We are really lucky with our Sun. At this point, it’s generally not too active, and it’s evolving at a nice pace to give us humans time to adapt to how it is changing and how it will change our environment someday.
Other worlds have very different relationships with their star, relationships that are more akin to what the Apollo astronauts experienced as they looked at the Earth. From their vantage on a tidally locked Moon, they always saw the Earth in the sky. It appeared to rotate, to slowly change phases, but its position was constant. Here on Earth, we always see the exact same face of the Moon, and, weirdly, that means the Earth is pretty much stationary in the lunar sky.
We ended up in this configuration because the Moon is close enough to Earth that our planet’s gravity was able to slow the Moon’s past rotation with torque. A mountain would try and swing past, adding its bulk to the Moon, and gravity would say “no, mine” and pull on that extra mass, slowing the world’s rotation.
What our Earth does to the Moon, other stars are able to do to their close-in planets. This can lead to weird situations where small stars with large planets can end up with tidally locked planets sitting in their habitable zones, one side always facing the sun and one side always facing away. This means a life form on these worlds would have to travel around the globe to experience a sunrise, sunset, and all the parts of a day in between.
Which is weird to imagine. And wreaks havoc on the weather.

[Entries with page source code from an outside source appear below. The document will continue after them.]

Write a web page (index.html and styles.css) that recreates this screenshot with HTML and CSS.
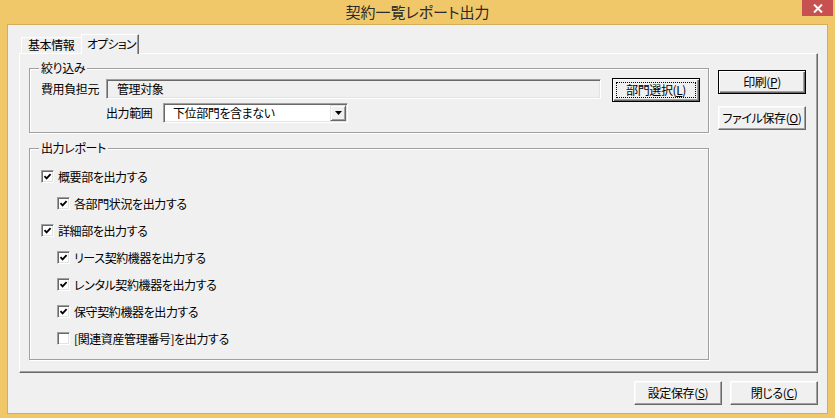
FILE: index.html
```html
<!DOCTYPE html>
<html lang="ja">
<head>
<meta charset="utf-8">
<title>契約一覧レポート出力</title>
<link rel="stylesheet" href="styles.css">
</head>
<body>
<div class="window">
  <div class="titlebar">
    <span></span>
    <div class="title">契約一覧レポート出力</div>
    <div class="close">
      <svg width="10" height="9" viewBox="0 0 10 9"><path d="M1 0.5 L9 8.5 M9 0.5 L1 8.5" stroke="#fff" stroke-width="2" fill="none"/></svg>
    </div>
  </div>
  <div class="client">
    <div class="tabs">
      <div class="tab">基本情報</div>
      <div class="tab active">オプション</div>
    </div>
    <div class="panel">
      <div class="groups">
        <div class="group g1">
          <span class="legend">絞り込み</span>
          <div class="row r1">
            <span class="lbl">費用負担元</span>
            <div class="field">管理対象</div>
            <button class="btn default focus">部門選択(<u>L</u>)</button>
          </div>
          <div class="row r2">
            <span class="lbl">出力範囲</span>
            <div class="combo">
              <span class="combo-text">下位部門を含まない</span>
              <span class="combo-btn"><svg width="7" height="4" viewBox="0 0 7 4"><path d="M0 0 H7 L3.5 4 Z" fill="#000"/></svg></span>
            </div>
          </div>
        </div>
        <div class="group g2">
          <span class="legend">出力レポート</span>
          <div class="chk"><span class="box on"><svg width="9" height="9" viewBox="0 0 9 9"><path d="M1.5 4.2 L3.6 6.4 L7.6 2.2" stroke="#000" stroke-width="1.8" fill="none"/></svg></span><span>概要部を出力する</span></div>
          <div class="chk sub"><span class="box on"><svg width="9" height="9" viewBox="0 0 9 9"><path d="M1.5 4.2 L3.6 6.4 L7.6 2.2" stroke="#000" stroke-width="1.8" fill="none"/></svg></span><span>各部門状況を出力する</span></div>
          <div class="chk"><span class="box on"><svg width="9" height="9" viewBox="0 0 9 9"><path d="M1.5 4.2 L3.6 6.4 L7.6 2.2" stroke="#000" stroke-width="1.8" fill="none"/></svg></span><span>詳細部を出力する</span></div>
          <div class="chk sub"><span class="box on"><svg width="9" height="9" viewBox="0 0 9 9"><path d="M1.5 4.2 L3.6 6.4 L7.6 2.2" stroke="#000" stroke-width="1.8" fill="none"/></svg></span><span>リース契約機器を出力する</span></div>
          <div class="chk sub"><span class="box on"><svg width="9" height="9" viewBox="0 0 9 9"><path d="M1.5 4.2 L3.6 6.4 L7.6 2.2" stroke="#000" stroke-width="1.8" fill="none"/></svg></span><span>レンタル契約機器を出力する</span></div>
          <div class="chk sub"><span class="box on"><svg width="9" height="9" viewBox="0 0 9 9"><path d="M1.5 4.2 L3.6 6.4 L7.6 2.2" stroke="#000" stroke-width="1.8" fill="none"/></svg></span><span>保守契約機器を出力する</span></div>
          <div class="chk sub"><span class="box"></span><span>[関連資産管理番号]を出力する</span></div>
        </div>
      </div>
      <div class="side">
        <button class="btn default">印刷(<u>P</u>)</button>
        <button class="btn">ファイル保存(<u>O</u>)</button>
      </div>
    </div>
    <div class="footer">
      <button class="btn">設定保存(<u>S</u>)</button>
      <button class="btn">閉じる(<u>C</u>)</button>
    </div>
  </div>
</div>
</body>
</html>
```
FILE: styles.css
```css
* { box-sizing: border-box; }

html, body {
  margin: 0;
  padding: 0;
}

body {
  width: 835px;
  height: 418px;
  overflow: hidden;
  background: #f0c86a;
  font-family: "Noto Sans CJK JP", "Noto Sans", sans-serif;
  font-size: 12px;
  font-feature-settings: "palt";
  letter-spacing: -0.4px;
  color: #000;
}

.window {
  display: flex;
  flex-direction: column;
  height: 418px;
}

.titlebar {
  height: 24px;
  display: grid;
  grid-template-columns: 1fr auto 1fr;
  align-items: center;
}

.title {
  font-size: 15px;
  line-height: 18px;
  letter-spacing: 0;
  color: #2a2a2a;
}

.close {
  justify-self: end;
  align-self: start;
  width: 31px;
  height: 16px;
  margin-right: 2px;
  background: #c75050;
  display: flex;
  align-items: center;
  justify-content: center;
}

.client {
  margin: 0 7px 4px 7px;
  border: 1px solid #d6ae58;
  background: #f0f0f0;
  height: 390px;
  padding: 9px 9px 8px 11px;
  display: flex;
  flex-direction: column;
}

.tabs {
  display: flex;
  align-items: flex-end;
  height: 19px;
  padding-left: 2px;
  position: relative;
  z-index: 1;
}

.tab {
  height: 16px;
  line-height: 14px;
  padding: 0 6px;
  background: #f0f0f0;
  border-top: 1px solid #fff;
  border-left: 1px solid #fff;
  width: 60px;
  white-space: nowrap;
}

.tab.active {
  height: 20px;
  width: 58px;
  margin-bottom: -1px;
  line-height: 17px;
  border-right: 1px solid #696969;
  box-shadow: inset -1px 0 #a0a0a0;
  padding-left: 5px;
  letter-spacing: -0.8px;
}

.panel {
  height: 320px;
  width: 799px;
  border: 1px solid;
  border-color: #fff #696969 #696969 #fff;
  box-shadow: inset -1px -1px #a0a0a0;
  padding: 14px 0 0 9px;
  display: flex;
  gap: 9px;
}

.groups {
  width: 680px;
  display: flex;
  flex-direction: column;
}

.group {
  position: relative;
  border: 1px solid #a0a0a0;
  box-shadow: inset 1px 1px #fff, 1px 1px #fff;
}

.legend {
  position: absolute;
  top: -8px;
  left: 9px;
  padding: 0 2px;
  line-height: 14px;
  background: #f0f0f0;
}

.g1 {
  height: 65px;
  padding: 9px 0 0 11px;
}

.g2 {
  height: 212px;
  margin-top: 15px;
  padding: 14px 0 0 11px;
}

.row {
  display: flex;
  align-items: flex-start;
}

.r1 .lbl {
  width: 60px;
  margin-top: 1px;
  line-height: 20px;
  white-space: nowrap;
}

.field {
  width: 495px;
  height: 20px;
  margin: 1px 0 0 5px;
  padding-left: 10px;
  line-height: 17px;
  background: #f0f0f0;
  border: 1px solid;
  border-color: #a0a0a0 #fff #fff #a0a0a0;
  box-shadow: inset 1px 1px #696969, inset -1px -1px #e3e3e3;
}

.r1 .btn {
  margin-left: 11px;
}

.r2 {
  margin-top: 1px;
  padding-left: 65px;
}

.r2 .lbl {
  width: 48px;
  line-height: 20px;
  white-space: nowrap;
}

.combo {
  width: 185px;
  height: 20px;
  margin-left: 9px;
  background: #fff;
  border: 1px solid;
  border-color: #a0a0a0 #fff #fff #a0a0a0;
  box-shadow: inset 1px 1px #696969, inset -1px -1px #e3e3e3;
  display: flex;
  align-items: center;
  padding: 1px 1px 1px 9px;
}

.combo-text {
  flex: 1;
  line-height: 16px;
}

.combo-btn {
  width: 16px;
  height: 16px;
  background: #f0f0f0;
  border: 1px solid;
  border-color: #e3e3e3 #696969 #696969 #e3e3e3;
  box-shadow: inset 1px 1px #fff, inset -1px -1px #a0a0a0;
  display: flex;
  align-items: center;
  justify-content: center;
}

.chk {
  height: 27px;
  display: flex;
  align-items: center;
  gap: 4px;
  line-height: 14px;
}

.chk.sub {
  padding-left: 16px;
}

.box {
  width: 13px;
  height: 13px;
  background: #fff;
  border: 1px solid;
  border-color: #a0a0a0 #fff #fff #a0a0a0;
  box-shadow: inset 1px 1px #696969, inset -1px -1px #e3e3e3;
  display: flex;
  align-items: center;
  justify-content: center;
  flex: none;
}

.side {
  width: 88px;
  padding-top: 2px;
  display: flex;
  flex-direction: column;
  gap: 12px;
}

.btn {
  width: 88px;
  height: 24px;
  padding: 0;
  margin: 0;
  font-family: "Noto Sans CJK JP", "Noto Sans", sans-serif;
  font-size: 12px;
  font-feature-settings: "palt";
  letter-spacing: -0.4px;
  line-height: 20px;
  color: #000;
  background: #f0f0f0;
  border: 1px solid;
  border-color: #fff #696969 #696969 #fff;
  box-shadow: inset -1px -1px #a0a0a0, inset 1px 1px #f8f8f8;
  flex: none;
}

.btn.default {
  border: 1px solid #000;
  box-shadow: inset 1px 1px #fff, inset -1px -1px #696969, inset -2px -2px #a0a0a0;
}

.btn.focus {
  outline: 1px dotted #000;
  outline-offset: -5px;
}

.btn u {
  text-decoration: underline;
  text-underline-offset: 1px;
}

.footer {
  margin-top: 8px;
  display: flex;
  justify-content: flex-end;
  gap: 8px;
}
```
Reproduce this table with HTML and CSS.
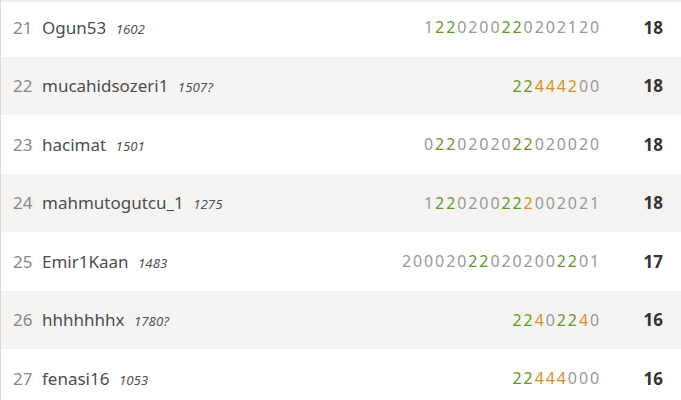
FILE: index.html
```html
<!DOCTYPE html>
<html lang="en">
<head>
    <meta charset="UTF-8">
    <title>Arena standings</title>
    <link rel="stylesheet" href="styles.css">
</head>
<body>
    <div class="standing">
        <table class="slist">
            <tbody>
                <tr>
                    <td class="rank">21</td>
                    <td class="player">Ogun53 <em class="rating">1602</em></td>
                    <td class="sheet"><s>1</s><d>2</d><d>2</d><s>0</s><s>2</s><s>0</s><s>0</s><d>2</d><d>2</d><s>0</s><s>2</s><s>0</s><s>2</s><s>1</s><s>2</s><s>0</s></td>
                    <td class="total">18</td>
                </tr>
                <tr>
                    <td class="rank">22</td>
                    <td class="player">mucahidsozeri1 <em class="rating">1507?</em></td>
                    <td class="sheet"><d>2</d><d>2</d><f>4</f><f>4</f><f>4</f><f>2</f><s>0</s><s>0</s></td>
                    <td class="total">18</td>
                </tr>
                <tr>
                    <td class="rank">23</td>
                    <td class="player">hacimat <em class="rating">1501</em></td>
                    <td class="sheet"><s>0</s><d>2</d><d>2</d><s>0</s><s>2</s><s>0</s><s>2</s><s>0</s><d>2</d><d>2</d><s>0</s><s>2</s><s>0</s><s>0</s><s>2</s><s>0</s></td>
                    <td class="total">18</td>
                </tr>
                <tr>
                    <td class="rank">24</td>
                    <td class="player">mahmutogutcu_1 <em class="rating">1275</em></td>
                    <td class="sheet"><s>1</s><d>2</d><d>2</d><s>0</s><s>2</s><s>0</s><s>0</s><d>2</d><d>2</d><f>2</f><s>0</s><s>0</s><s>2</s><s>0</s><s>2</s><s>1</s></td>
                    <td class="total">18</td>
                </tr>
                <tr>
                    <td class="rank">25</td>
                    <td class="player">Emir1Kaan <em class="rating">1483</em></td>
                    <td class="sheet"><s>2</s><s>0</s><s>0</s><s>0</s><s>2</s><s>0</s><d>2</d><d>2</d><s>0</s><s>2</s><s>0</s><s>2</s><s>0</s><s>0</s><d>2</d><d>2</d><s>0</s><s>1</s></td>
                    <td class="total">17</td>
                </tr>
                <tr>
                    <td class="rank">26</td>
                    <td class="player">hhhhhhhx <em class="rating">1780?</em></td>
                    <td class="sheet"><d>2</d><d>2</d><f>4</f><s>0</s><d>2</d><d>2</d><f>4</f><s>0</s></td>
                    <td class="total">16</td>
                </tr>
                <tr>
                    <td class="rank">27</td>
                    <td class="player">fenasi16 <em class="rating">1053</em></td>
                    <td class="sheet"><d>2</d><d>2</d><f>4</f><f>4</f><f>4</f><s>0</s><s>0</s><s>0</s></td>
                    <td class="total">16</td>
                </tr>
            </tbody>
        </table>
    </div>
</body>
</html>
```

FILE: styles.css
```css
/* --- base --- */
body {
    margin: 0;
    background: #fff;
    font-family: 'Noto Sans', sans-serif;
    color: #4d4d4d;
    overflow: hidden;
}

.standing {
    position: relative;
    border-left: 1px solid #d9d9d9;
    margin-top: -2px;
}

/* sombra no topo da lista */
.standing::before {
    content: '';
    position: absolute;
    top: 2px;
    left: 0;
    right: 0;
    height: 3px;
    background: linear-gradient(to bottom, rgba(0, 0, 0, 0.09), rgba(0, 0, 0, 0));
}

.slist {
    width: 100%;
    border-collapse: collapse;
}

.slist tr {
    height: 58.5px;
}

.slist tr:nth-child(even) {
    background: #f5f4f2;
}

.slist td {
    padding: 0;
    vertical-align: middle;
}

.rank {
    width: 29px;
    padding-left: 12px !important;
    font-size: 17px;
    color: #888;
}

.player {
    font-size: 17px;
    color: #4d4d4d;
    white-space: nowrap;
}

.rating {
    font-size: 13.3px;
    color: #555;
    margin-left: 5px;
}

/* --- folha de pontos --- */
.sheet {
    text-align: right;
    font-size: 16px;
    letter-spacing: 1.9px;
    color: #999;
    white-space: nowrap;
}

.sheet s {
    text-decoration: none;
}

.sheet d {
    color: #629924;
}

.sheet f {
    color: #d59120;
}

.total {
    width: 62px;
    padding-right: 18px !important;
    text-align: right;
    font-size: 17px;
    font-weight: 700;
    color: #333;
}
```
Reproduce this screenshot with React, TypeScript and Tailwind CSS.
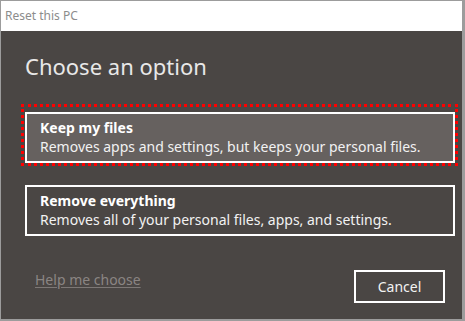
const font = { fontFamily: '"Segoe UI", "Noto Sans", "Open Sans", sans-serif' };

const OptionBox = ({ title, text, selected }: { title: string; text: string; selected?: boolean }) => (
  <div className="relative w-[430px]">
    {selected && (
      <div className="pointer-events-none absolute -left-[4px] -top-[8px] -right-[3px] -bottom-[3px] border-[3px] border-dotted border-[#ff0000]" />
    )}
    <div
      className={`flex flex-col h-[51px] border-2 border-white pl-[13px] pt-[4px] ${
        selected ? "bg-[#66615f]" : "bg-transparent"
      }`}
    >
      <p className="text-[14px] leading-[19px] font-bold text-white">{title}</p>
      <p className="text-[14px] leading-[19px] text-[#f2f2f2]">{text}</p>
    </div>
  </div>
);

export default function App() {
  return (
    <div
      style={font}
      className="w-[465px] h-[321px] flex flex-col border-t border-l border-b-2 border-r-[3px] border-[#9c9c9c] bg-[#4a4644] overflow-hidden"
    >
      {/* title bar */}
      <div className="h-[30px] bg-white flex items-center pl-[4px] shrink-0">
        <span className="text-[12px] text-[#8c8c8c]">Reset this PC</span>
      </div>

      <div className="flex flex-col flex-1 pl-[24px]">
        <h1 className="text-[22px] leading-[30px] text-[#e8e8e8] mt-[20px] mb-[31px]">Choose an option</h1>

        <div className="flex flex-col gap-[22px]">
          <OptionBox
            selected
            title="Keep my files"
            text="Removes apps and settings, but keeps your personal files."
          />
          <OptionBox
            title="Remove everything"
            text="Removes all of your personal files, apps, and settings."
          />
        </div>

        <div className="flex items-start justify-between mt-[34px] pr-[17px]">
          <a className="ml-[10px] mt-[-1px] text-[14px] text-[#8a8583] underline underline-offset-2 decoration-[#7d7876]">
            Help me choose
          </a>
          <button className="w-[91px] h-[33px] border-2 border-white text-[14px] text-[#f2f2f2]">
            Cancel
          </button>
        </div>
      </div>
    </div>
  );
}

The question has become “Can these otherwise good-for-life worlds support life or do the winds and storms and temperatures created in this weird situation make life as we know it impossible?” An article in EOS reviews the literature on this matter and finds that life is possible, but we are likely looking at extreme life – life that in one instance is designed for the high temps of ever-lasting noon or the gale winds of a forever-setting sun.
This constancy actually may cause some of its own difficulties. Here on Earth, life often cycles with our seasons, but a tidally locked world will have none of that. The amount of light a place gets is just the amount of light it gets… always. We know there is subsurface and deep-sea life here on Earth that experiences this kind of constancy, but even scientists struggle to imagine how you grow a complete civilization from a place where each places climate is distinct, and spreading around the world to fill a niche in the ecosystem just isn’t possible.
The TRAPPIST-1 System is the nearest system to have a planet in the habitable zone that is tidally locked, and as we develop bigger and bigger telescopes, I look forward to new data that will allow us to better imagine this truly bizarre – to humans – kind of a situation.